----- Supplied data -----

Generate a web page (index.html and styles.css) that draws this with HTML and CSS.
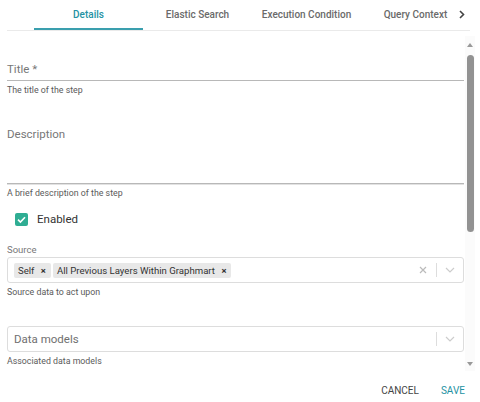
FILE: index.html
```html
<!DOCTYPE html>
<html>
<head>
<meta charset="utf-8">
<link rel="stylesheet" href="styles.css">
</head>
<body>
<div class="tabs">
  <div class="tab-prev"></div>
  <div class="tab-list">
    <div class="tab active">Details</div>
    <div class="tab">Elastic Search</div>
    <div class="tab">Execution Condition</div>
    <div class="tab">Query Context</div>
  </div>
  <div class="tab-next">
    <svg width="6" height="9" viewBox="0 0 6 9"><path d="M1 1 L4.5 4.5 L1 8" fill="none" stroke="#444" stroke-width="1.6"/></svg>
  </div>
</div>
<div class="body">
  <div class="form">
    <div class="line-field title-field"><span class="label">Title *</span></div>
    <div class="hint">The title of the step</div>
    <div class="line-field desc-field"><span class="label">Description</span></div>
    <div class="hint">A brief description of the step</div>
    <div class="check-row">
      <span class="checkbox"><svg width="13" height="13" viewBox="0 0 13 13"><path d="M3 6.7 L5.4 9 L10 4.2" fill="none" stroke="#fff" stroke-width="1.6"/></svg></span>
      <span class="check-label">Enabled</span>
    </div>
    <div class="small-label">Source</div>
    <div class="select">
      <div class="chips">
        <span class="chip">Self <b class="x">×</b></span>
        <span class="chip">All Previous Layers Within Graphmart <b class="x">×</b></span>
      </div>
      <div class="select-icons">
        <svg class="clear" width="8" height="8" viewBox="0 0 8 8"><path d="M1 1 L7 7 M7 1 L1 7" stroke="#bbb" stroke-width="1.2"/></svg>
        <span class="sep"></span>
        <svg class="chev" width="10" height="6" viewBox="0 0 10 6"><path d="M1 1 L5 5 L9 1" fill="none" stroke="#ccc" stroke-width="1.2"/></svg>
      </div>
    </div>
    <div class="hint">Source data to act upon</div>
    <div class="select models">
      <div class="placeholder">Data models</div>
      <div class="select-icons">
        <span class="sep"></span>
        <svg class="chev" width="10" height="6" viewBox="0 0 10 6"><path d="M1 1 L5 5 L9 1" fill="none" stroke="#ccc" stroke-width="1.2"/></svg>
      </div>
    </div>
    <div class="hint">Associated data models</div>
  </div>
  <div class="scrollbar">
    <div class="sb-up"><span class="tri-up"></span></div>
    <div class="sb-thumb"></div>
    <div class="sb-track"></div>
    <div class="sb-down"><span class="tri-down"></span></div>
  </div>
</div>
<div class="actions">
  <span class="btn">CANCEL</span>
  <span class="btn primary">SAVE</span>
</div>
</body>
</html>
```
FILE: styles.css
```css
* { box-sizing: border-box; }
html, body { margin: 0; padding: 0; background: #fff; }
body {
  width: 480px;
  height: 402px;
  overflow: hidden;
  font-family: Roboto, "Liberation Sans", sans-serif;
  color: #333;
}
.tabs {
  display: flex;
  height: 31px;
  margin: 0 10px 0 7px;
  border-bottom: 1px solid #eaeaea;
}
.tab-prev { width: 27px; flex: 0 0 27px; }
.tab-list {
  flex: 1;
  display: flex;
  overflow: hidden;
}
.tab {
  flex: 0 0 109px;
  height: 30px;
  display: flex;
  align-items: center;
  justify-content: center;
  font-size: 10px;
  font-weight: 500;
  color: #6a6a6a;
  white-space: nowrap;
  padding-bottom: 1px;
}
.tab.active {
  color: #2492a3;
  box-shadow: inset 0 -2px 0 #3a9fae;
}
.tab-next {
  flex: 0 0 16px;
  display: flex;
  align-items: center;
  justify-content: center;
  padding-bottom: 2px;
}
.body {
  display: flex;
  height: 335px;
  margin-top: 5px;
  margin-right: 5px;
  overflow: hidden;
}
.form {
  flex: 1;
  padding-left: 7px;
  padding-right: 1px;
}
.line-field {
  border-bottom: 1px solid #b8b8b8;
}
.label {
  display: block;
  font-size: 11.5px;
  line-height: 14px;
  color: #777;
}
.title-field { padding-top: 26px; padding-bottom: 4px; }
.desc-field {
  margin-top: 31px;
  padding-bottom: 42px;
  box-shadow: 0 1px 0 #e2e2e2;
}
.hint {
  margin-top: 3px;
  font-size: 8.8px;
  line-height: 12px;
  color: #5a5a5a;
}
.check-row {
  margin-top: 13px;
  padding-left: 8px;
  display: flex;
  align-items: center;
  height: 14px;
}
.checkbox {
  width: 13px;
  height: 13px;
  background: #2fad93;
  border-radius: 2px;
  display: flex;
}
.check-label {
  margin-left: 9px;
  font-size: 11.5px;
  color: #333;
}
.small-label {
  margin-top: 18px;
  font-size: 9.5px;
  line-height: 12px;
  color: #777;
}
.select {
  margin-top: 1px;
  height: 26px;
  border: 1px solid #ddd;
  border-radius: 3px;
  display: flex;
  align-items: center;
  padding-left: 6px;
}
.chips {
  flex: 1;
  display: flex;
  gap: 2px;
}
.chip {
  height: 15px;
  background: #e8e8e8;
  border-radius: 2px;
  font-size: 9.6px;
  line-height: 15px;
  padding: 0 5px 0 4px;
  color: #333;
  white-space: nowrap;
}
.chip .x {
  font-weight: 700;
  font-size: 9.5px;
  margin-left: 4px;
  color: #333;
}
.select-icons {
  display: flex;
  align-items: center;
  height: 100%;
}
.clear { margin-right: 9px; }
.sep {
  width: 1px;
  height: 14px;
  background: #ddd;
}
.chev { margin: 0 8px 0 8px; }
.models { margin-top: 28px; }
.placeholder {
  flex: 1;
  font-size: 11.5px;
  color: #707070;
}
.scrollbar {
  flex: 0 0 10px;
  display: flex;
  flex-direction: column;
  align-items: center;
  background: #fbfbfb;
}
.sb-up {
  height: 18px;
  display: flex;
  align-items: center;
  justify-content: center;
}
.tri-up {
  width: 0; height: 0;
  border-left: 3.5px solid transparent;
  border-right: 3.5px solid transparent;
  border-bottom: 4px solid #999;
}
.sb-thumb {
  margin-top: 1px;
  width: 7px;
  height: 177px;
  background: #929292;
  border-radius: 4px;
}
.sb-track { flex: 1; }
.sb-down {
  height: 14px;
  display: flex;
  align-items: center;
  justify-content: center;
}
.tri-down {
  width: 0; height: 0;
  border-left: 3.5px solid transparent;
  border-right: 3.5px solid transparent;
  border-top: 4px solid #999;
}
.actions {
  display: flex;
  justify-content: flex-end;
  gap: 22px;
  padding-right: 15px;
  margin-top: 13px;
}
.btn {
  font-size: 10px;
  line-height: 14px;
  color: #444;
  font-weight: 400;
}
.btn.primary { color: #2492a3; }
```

-----

Without including any picture, repeat the data exactly.

Generate a web page (index.html and styles.css) that draws this with HTML and CSS.
FILE: index.html
```html
<!DOCTYPE html>
<html>
<head>
<meta charset="utf-8">
<link rel="stylesheet" href="styles.css">
</head>
<body>
<div class="tabs">
  <div class="tab-prev"></div>
  <div class="tab-list">
    <div class="tab active">Details</div>
    <div class="tab">Elastic Search</div>
    <div class="tab">Execution Condition</div>
    <div class="tab">Query Context</div>
  </div>
  <div class="tab-next">
    <svg width="6" height="9" viewBox="0 0 6 9"><path d="M1 1 L4.5 4.5 L1 8" fill="none" stroke="#444" stroke-width="1.6"/></svg>
  </div>
</div>
<div class="body">
  <div class="form">
    <div class="line-field title-field"><span class="label">Title *</span></div>
    <div class="hint">The title of the step</div>
    <div class="line-field desc-field"><span class="label">Description</span></div>
    <div class="hint">A brief description of the step</div>
    <div class="check-row">
      <span class="checkbox"><svg width="13" height="13" viewBox="0 0 13 13"><path d="M3 6.7 L5.4 9 L10 4.2" fill="none" stroke="#fff" stroke-width="1.6"/></svg></span>
      <span class="check-label">Enabled</span>
    </div>
    <div class="small-label">Source</div>
    <div class="select">
      <div class="chips">
        <span class="chip">Self <b class="x">×</b></span>
        <span class="chip">All Previous Layers Within Graphmart <b class="x">×</b></span>
      </div>
      <div class="select-icons">
        <svg class="clear" width="8" height="8" viewBox="0 0 8 8"><path d="M1 1 L7 7 M7 1 L1 7" stroke="#bbb" stroke-width="1.2"/></svg>
        <span class="sep"></span>
        <svg class="chev" width="10" height="6" viewBox="0 0 10 6"><path d="M1 1 L5 5 L9 1" fill="none" stroke="#ccc" stroke-width="1.2"/></svg>
      </div>
    </div>
    <div class="hint">Source data to act upon</div>
    <div class="select models">
      <div class="placeholder">Data models</div>
      <div class="select-icons">
        <span class="sep"></span>
        <svg class="chev" width="10" height="6" viewBox="0 0 10 6"><path d="M1 1 L5 5 L9 1" fill="none" stroke="#ccc" stroke-width="1.2"/></svg>
      </div>
    </div>
    <div class="hint">Associated data models</div>
  </div>
  <div class="scrollbar">
    <div class="sb-up"><span class="tri-up"></span></div>
    <div class="sb-thumb"></div>
    <div class="sb-track"></div>
    <div class="sb-down"><span class="tri-down"></span></div>
  </div>
</div>
<div class="actions">
  <span class="btn">CANCEL</span>
  <span class="btn primary">SAVE</span>
</div>
</body>
</html>
```
FILE: styles.css
```css
* { box-sizing: border-box; }
html, body { margin: 0; padding: 0; background: #fff; }
body {
  width: 480px;
  height: 402px;
  overflow: hidden;
  font-family: Roboto, "Liberation Sans", sans-serif;
  color: #333;
}
.tabs {
  display: flex;
  height: 31px;
  margin: 0 10px 0 7px;
  border-bottom: 1px solid #eaeaea;
}
.tab-prev { width: 27px; flex: 0 0 27px; }
.tab-list {
  flex: 1;
  display: flex;
  overflow: hidden;
}
.tab {
  flex: 0 0 109px;
  height: 30px;
  display: flex;
  align-items: center;
  justify-content: center;
  font-size: 10px;
  font-weight: 500;
  color: #6a6a6a;
  white-space: nowrap;
  padding-bottom: 1px;
}
.tab.active {
  color: #2492a3;
  box-shadow: inset 0 -2px 0 #3a9fae;
}
.tab-next {
  flex: 0 0 16px;
  display: flex;
  align-items: center;
  justify-content: center;
  padding-bottom: 2px;
}
.body {
  display: flex;
  height: 335px;
  margin-top: 5px;
  margin-right: 5px;
  overflow: hidden;
}
.form {
  flex: 1;
  padding-left: 7px;
  padding-right: 1px;
}
.line-field {
  border-bottom: 1px solid #b8b8b8;
}
.label {
  display: block;
  font-size: 11.5px;
  line-height: 14px;
  color: #777;
}
.title-field { padding-top: 26px; padding-bottom: 4px; }
.desc-field {
  margin-top: 31px;
  padding-bottom: 42px;
  box-shadow: 0 1px 0 #e2e2e2;
}
.hint {
  margin-top: 3px;
  font-size: 8.8px;
  line-height: 12px;
  color: #5a5a5a;
}
.check-row {
  margin-top: 13px;
  padding-left: 8px;
  display: flex;
  align-items: center;
  height: 14px;
}
.checkbox {
  width: 13px;
  height: 13px;
  background: #2fad93;
  border-radius: 2px;
  display: flex;
}
.check-label {
  margin-left: 9px;
  font-size: 11.5px;
  color: #333;
}
.small-label {
  margin-top: 18px;
  font-size: 9.5px;
  line-height: 12px;
  color: #777;
}
.select {
  margin-top: 1px;
  height: 26px;
  border: 1px solid #ddd;
  border-radius: 3px;
  display: flex;
  align-items: center;
  padding-left: 6px;
}
.chips {
  flex: 1;
  display: flex;
  gap: 2px;
}
.chip {
  height: 15px;
  background: #e8e8e8;
  border-radius: 2px;
  font-size: 9.6px;
  line-height: 15px;
  padding: 0 5px 0 4px;
  color: #333;
  white-space: nowrap;
}
.chip .x {
  font-weight: 700;
  font-size: 9.5px;
  margin-left: 4px;
  color: #333;
}
.select-icons {
  display: flex;
  align-items: center;
  height: 100%;
}
.clear { margin-right: 9px; }
.sep {
  width: 1px;
  height: 14px;
  background: #ddd;
}
.chev { margin: 0 8px 0 8px; }
.models { margin-top: 28px; }
.placeholder {
  flex: 1;
  font-size: 11.5px;
  color: #707070;
}
.scrollbar {
  flex: 0 0 10px;
  display: flex;
  flex-direction: column;
  align-items: center;
  background: #fbfbfb;
}
.sb-up {
  height: 18px;
  display: flex;
  align-items: center;
  justify-content: center;
}
.tri-up {
  width: 0; height: 0;
  border-left: 3.5px solid transparent;
  border-right: 3.5px solid transparent;
  border-bottom: 4px solid #999;
}
.sb-thumb {
  margin-top: 1px;
  width: 7px;
  height: 177px;
  background: #929292;
  border-radius: 4px;
}
.sb-track { flex: 1; }
.sb-down {
  height: 14px;
  display: flex;
  align-items: center;
  justify-content: center;
}
.tri-down {
  width: 0; height: 0;
  border-left: 3.5px solid transparent;
  border-right: 3.5px solid transparent;
  border-top: 4px solid #999;
}
.actions {
  display: flex;
  justify-content: flex-end;
  gap: 22px;
  padding-right: 15px;
  margin-top: 13px;
}
.btn {
  font-size: 10px;
  line-height: 14px;
  color: #444;
  font-weight: 400;
}
.btn.primary { color: #2492a3; }
```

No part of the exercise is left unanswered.